SE: So how do we debug this? What’s the starting point?

Rowen: The starting point is just to understand that we’re attempting to solve very, very complex problems. Some of the challenge with deep learning comes from the fact that we have high expectations. If someone could write by hand an object recognizer that recognizes 1,000 different objects, it would take a long time to weight those modules. Someone would have to construct some weighting factor mechanism. Their ability to explain the 1 million lines of code that would result from all of those decisions still leaves you a very complex thing, and that’s only partly because of the nature of machine learning and deep learning. It’s partly the absolute level of complexity of the problems that we’re dealing with. It’s somewhat unfair.

Brinkmann: It depends on the context of the technology. When it comes to debugging, what you really need to do is look at the data that you used to train it. Analyzing the data set is just the key to debugging in this case. You need to analyze bias and statistical distributions. You can formulate sensible expectations from what a network should and can do from this data and what it cannot do.

Aitken: You will wind up running different kinds of networks to keep track of more intermediate results and have more explanatory power. But also, we’re going to have to change our methods because our engineering intuition is built around old ways of doing things and old algorithms. As these new tools start being used in more and more circumstances, the explanation is going to be different. It’s no longer, ‘This particular function you’ve been involved with ends up looking like that, and that’s the way it always is and it’s what we should expect.’ Right now, very few people have the intuition to do inverse matrix multiplies in their head.

Rowen: One of the fundamental challenges is that algorithm designers, programmers and hardware developers make thousands of implicit assumptions of what the problem really looks like. They rarely have the opportunity to review those assumptions once the system has been built. One of the lessons that comes into focus is that you may build a system for the first time and even deploy it, but you’d better be measuring the distribution of data the system is seeing in the field, and actively comparing that to the distribution of data it was trained for. Is it reasonable this system will be able to handle the real-world data?

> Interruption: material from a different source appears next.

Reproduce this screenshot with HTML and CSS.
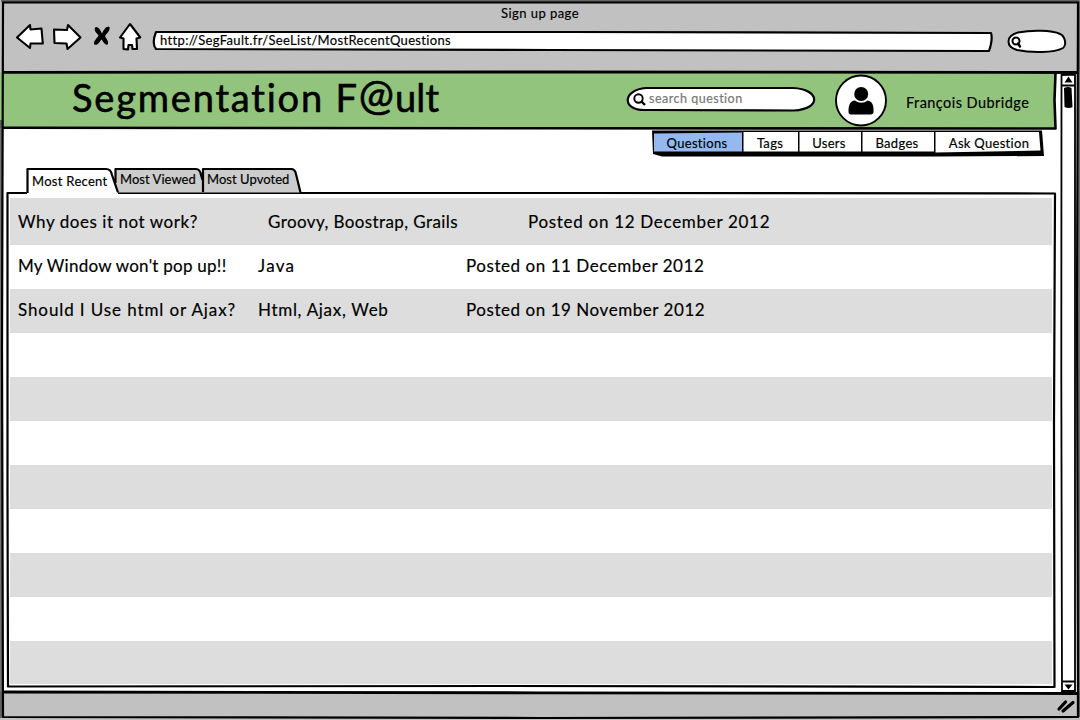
FILE: index.html
```html
<!DOCTYPE html>
<html lang="en">
<head>
<meta charset="utf-8">
<title>Sign up page</title>
<link rel="stylesheet" href="styles.css">
</head>
<body>
<div class="window">
  <header class="chrome">
    <div class="chrome-title">Sign up page</div>
    <div class="toolbar">
      <svg class="nav-icons" width="134" height="34" viewBox="12 20 134 34">
        <g fill="#fff" stroke="#000" stroke-width="2.1" stroke-linejoin="round" stroke-linecap="round">
          <path d="M17 37.500 L30 25 L30.500 29.500 L41.500 28.500 L42.800 43.500 L30.500 43.500 L30 48 Z"/>
          <path d="M54 29.500 L67 30 L68 25 L80.500 37.500 L67.500 49 L66.500 43.500 L54.500 43 Z"/>
          <path d="M120 37.500 L130 24 L140.300 37.500 L136.500 38.500 L137 49 L132.500 49 L132 45 L128.500 45 L128 49.500 L123.500 49 L123.500 38.500 Z"/>
        </g>
        <path d="M95.500 27 C99 26.500 101 31.500 102 33.500 C104 29.500 106 25.500 109.500 27 C110.500 31 106 34 105 36 C106 39 109 41 107.800 44.500 C104.500 45.500 103 41 101.500 39.500 C99.500 41.500 98 46 94.200 44.500 C93 41 97.500 38 98.500 35.500 C97 33 93 30.500 95.500 27 Z"/>
      </svg>
      <div class="address">
        <svg class="sketch" viewBox="0 0 842 24" preserveAspectRatio="none"><path d="M5 3 L420 3 L840 4 C842 10 840 16 838 22 L400 21 L5 20 C1 15 3 8 5 3 Z"/></svg>
        <span>http://SegFault.fr/SeeList/MostRecentQuestions</span>
      </div>
      <svg class="browser-search" width="62" height="28" viewBox="0 0 62 28">
        <path d="M12 5.500 C25 3 46 3 54 7 C59 9 61 18 57 21 C48 26 25 26 11 23 C0 20 -1 9 12 5.500 Z" fill="#fff" stroke="#000" stroke-width="2"/>
        <circle cx="10" cy="14" r="3.500" fill="none" stroke="#000" stroke-width="2"/><path d="M12 16.500 L14 19.500" stroke="#000" stroke-width="2.400" stroke-linecap="round"/>
      </svg>
    </div>
  </header>

  <div class="viewport">
    <main class="page">
      <div class="banner">
        <h1 class="brand">Segmentation F<span class="at">@</span><span class="ult">ult</span></h1>
        <div class="search">
          <svg class="sketch" viewBox="0 0 188 25"><path d="M19 1 L166 1 C193 2 195 22 167 23.500 L17 23 C-5 23 -5 3 19 1 Z"/></svg>
          <svg class="lens" width="13" height="13" viewBox="0 0 13 13"><circle cx="5.500" cy="5.500" r="4.200" fill="none" stroke="#000" stroke-width="1.900"/><path d="M8.500 8.500 L12 12" stroke="#000" stroke-width="2.400"/></svg>
          <span>search question</span>
        </div>
        <svg class="avatar" width="53" height="54" viewBox="0 0 53 54">
          <ellipse cx="26" cy="26.500" rx="25" ry="25" fill="#fff" stroke="#000" stroke-width="1.900"/>
          <path d="M13.500 38 C13.500 31 15 27 20 26.500 C24 29.500 29 29.500 32.500 26.500 C37.500 27 39 32 38.500 38 C38.500 39.500 37.500 40.500 35.500 40.500 L17 40.500 C15 40.500 13.500 40 13.500 38 Z"/>
          <circle cx="26.200" cy="20" r="7"/>
        </svg>
        <span class="user">François Dubridge</span>
      </div>
      <nav class="menu">
        <svg class="sketch" viewBox="0 0 392 28">
          <path class="shade" d="M0 0.500 L390 0.500 L392 26 L285 26.500 L10 26.500 L1 24 Z"/>
          <path class="fill-blue" d="M2 3.500 L90 2.500 L90 21.500 L2 21.500 Z"/>
          <path class="fill-white" d="M91.500 2 H146 V21.500 H91.500 Z M147.500 2 H209 V21.500 H147.500 Z M210.500 2 H282 V21.500 H210.500 Z M283.500 2 L387 2 L388.500 20.500 L283.500 22.500 Z"/>
        </svg>
        <a>Questions</a><a>Tags</a><a>Users</a><a>Badges</a><a>Ask Question</a>
      </nav>
      <section class="board">
        <div class="tabs">
          <svg class="sketch" viewBox="0 0 276 28">
            <path class="fill-tab" d="M176.500 24.500 V1 H265 Q269 1 270 5 L274 24.500 Z"/>
            <path class="fill-tab" d="M89 24.500 V1 H170 Q174 1 175 7 L176.500 13 V24.500 Z"/>
            <path class="fill-white" d="M1 28 V1 H80 Q85 1 87 8 L92 24.500 L92 28 Z"/>
            <path class="line" d="M1.500 25 V1 H80 Q85 1 86 7 L92 24.500 M89.500 15 V1 H170 Q174 1 175 7 L176.500 12 M177 24 V1 H265 Q269 1 270 6 L274.500 24.500"/>
          </svg>
          <span class="tab tab-a">Most Recent</span><span class="tab tab-b">Most Viewed</span><span class="tab tab-c">Most Upvoted</span>
        </div>
        <div class="panel">
          <svg class="sketch" viewBox="0 0 1050 496" preserveAspectRatio="none"><path class="line" d="M21.500 1 H1.500 V300 L2 494.500 L500 494 L1048.500 495 L1048 230 L1049 1.500 L580 1 L112 1"/></svg>
          <div class="rows">
            <div class="row first"><span class="q1">Why does it not work?</span><span class="t1">Groovy, Boostrap, Grails</span><span class="d1">Posted on 12 December 2012</span></div>
            <div class="row"><span class="q2">My Window won't pop up!!</span><span class="t2">Java</span><span>Posted on 11 December 2012</span></div>
            <div class="row"><span class="q3">Should I Use html or Ajax?</span><span class="t3">Html, Ajax, Web</span><span>Posted on 19 November 2012</span></div>
            <div class="row"></div><div class="row"></div><div class="row"></div><div class="row"></div>
            <div class="row"></div><div class="row"></div><div class="row"></div><div class="row last"></div>
          </div>
        </div>
      </section>
    </main>
    <svg class="scrollbar" width="20" height="620" viewBox="0 0 20 620">
      <g fill="none" stroke="#000" stroke-width="1.800"><path d="M4.500 3 L18 2.500 V619 H5 L4.300 300 Z M4 13.500 H18 M5 609.500 H18"/></g>
      <path d="M7.500 10.500 L11.500 4.500 L15.500 10.500 Z M7.500 612.500 L15.500 612.500 L11.500 617.500 Z"/>
      <path d="M7 16 Q11 14 14.500 16 L15.500 35 Q12 37 7.500 35 Z"/>
    </svg>
  </div>
  <footer class="status">
    <svg width="20" height="16" viewBox="0 0 20 16"><path d="M3 11 L9.500 4 M7 13 L17 4.500" fill="none" stroke="#000" stroke-width="3.200" stroke-linecap="round"/></svg>
  </footer>
  <svg class="window-frame" width="1080" height="720" viewBox="0 0 1080 720">
    <g fill="none" stroke="#000" stroke-linejoin="round">
      <path stroke="#444" stroke-width="1.500" d="M1 1 H1079 V717 M1 120 V718"/>
      <path stroke-width="2.200" d="M3 2.500 L1078 2.500 L1077 300 L1078 717 L540 718 L3 717 L2 350 Z"/>
      <path stroke-width="2.800" d="M3 72.300 L540 72 L1077 72.500 M3 692 L540 692.800 L1077 693.500"/>
      <path stroke-width="2.600" d="M3 127.800 L540 128.300 L1055.500 128.500 L1054.500 100 L1055.500 73"/>
    </g>
  </svg>
</div>
</body>
</html>
```

FILE: styles.css
```css
* { box-sizing: border-box; }
body { margin: 0; background: #fff; font-family: Lato, "Open Sans", sans-serif; color: #000; overflow: hidden; font-variant-ligatures: none; }
.window { position: relative; width: 1080px; height: 720px; display: flex; flex-direction: column; }
.window-frame { position: absolute; inset: 0; pointer-events: none; }
.sketch { position: absolute; left: 0; top: 0; width: 100%; height: 100%; overflow: visible; z-index: 0; }
.sketch path { fill: #fff; stroke: #000; stroke-width: 2.2; stroke-linejoin: round; }
.sketch .shade { fill: #000; stroke: none; }
.sketch .fill-blue { fill: #93b9f0; stroke: none; }
.sketch .fill-white { fill: #fff; stroke: none; }
.sketch .fill-tab { fill: #ccc; stroke: none; }
.sketch .line { fill: none; stroke-width: 2.2; }
span, a { position: relative; white-space: nowrap; -webkit-text-stroke: .18px currentColor; }

.chrome { height: 72px; background: #c1c1c1; padding-top: 4px; }
.chrome-title { height: 16px; line-height: 19px; font-size: 13px; text-align: center; letter-spacing: .45px; -webkit-text-stroke: .18px #000; }
.toolbar { display: flex; align-items: flex-start; padding-left: 12px; }
.address { position: relative; width: 842px; height: 24px; margin: 9px 11px 0 5px; padding-left: 9px; font-size: 13px; line-height: 22px; letter-spacing: .34px; }
.browser-search { margin-top: 7px; margin-left: 2px; }

.viewport { height: 620px; display: flex; }
.page { width: 1057px; }
.banner { height: 56px; background: #93c47d; display: flex; margin-right: 2px; }
.brand { margin: 0; padding-left: 72px; width: 626px; font-size: 38px; line-height: 51px; font-weight: 400; letter-spacing: 1.8px; white-space: nowrap; -webkit-text-stroke: .6px #000; }
.at { font-size: 42px; line-height: 1; top: -2px; letter-spacing: 1px; -webkit-text-stroke: .6px #000; }
.ult { letter-spacing: .2px; -webkit-text-stroke: .6px #000; }
.search { position: relative; width: 188px; height: 25px; margin: 15px 20px 0 1px; padding-left: 6px; display: flex; align-items: center; gap: 3px; color: #777; font-size: 12.5px; }
.search span { top: -1px; letter-spacing: .5px; }
.lens { position: relative; }
.avatar { margin-top: 2px; flex: none; }
.user { margin-left: 18px; line-height: 62px; font-size: 14.5px; letter-spacing: .45px; }

.menu { position: relative; width: 392px; height: 28px; margin: 2px 0 0 652px; display: grid; grid-template-columns: 90px 56px 62px 74px 110px; text-align: center; font-size: 13px; line-height: 27px; letter-spacing: .3px; }
.board { margin: 10px 0 0 6px; }
.tabs { position: relative; height: 25px; width: 276px; margin-left: 20px; display: grid; grid-template-columns: 88px 87px 101px; font-size: 13px; line-height: 23px; }
.tabs .sketch { height: 28px; z-index: 2; }
.tab { z-index: 3; padding-left: 6px; letter-spacing: .04px; }
.tab-a { line-height: 27px; letter-spacing: .3px; }
.panel { position: relative; width: 1050px; height: 496px; margin-top: -1px; padding: 6px 3px; }
.rows { position: relative; left: 1px; width: 1042px; }
.row { height: 44px; display: grid; grid-template-columns: 240px 208px 1fr; padding-left: 8px; font-size: 17px; line-height: 41px; letter-spacing: .55px; }
.row:nth-child(odd) { background: #ddd; }
.first { height: 47px; grid-template-columns: 250px 260px 1fr; line-height: 47px; }
.last { height: 43px; }
.t1 { letter-spacing: .4px; }
.d1 { letter-spacing: .7px; }
.q2 { letter-spacing: .25px; }
.t2 { letter-spacing: 1.3px; }
.q3 { letter-spacing: .9px; }
.t3 { letter-spacing: .7px; }
.status { height: 28px; background: #c1c1c1; display: flex; justify-content: flex-end; align-items: center; padding-right: 4px; }
```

Aitken: Or can it be simultaneously trained and updated?

Rowen: At a minimum, you need to know whether your assumptions are fulfilled.

Brinkmann: One component we will see, that hasn’t been there before, is that debugging and verification will be continuous throughout the lifetime of a system. People will put it into different contexts. In two or three years, you may see a different distribution of data coming at your device that you’d better get a feeling for, so you can tell people this is not safe or that this is something we need to upgrade. The whole lifetime of the system will be about getting data from the field back to the factory and matching that up with whatever you have trained it on, so you can prove it or make sure it’s not getting out of the scope of what it’s supposed to do.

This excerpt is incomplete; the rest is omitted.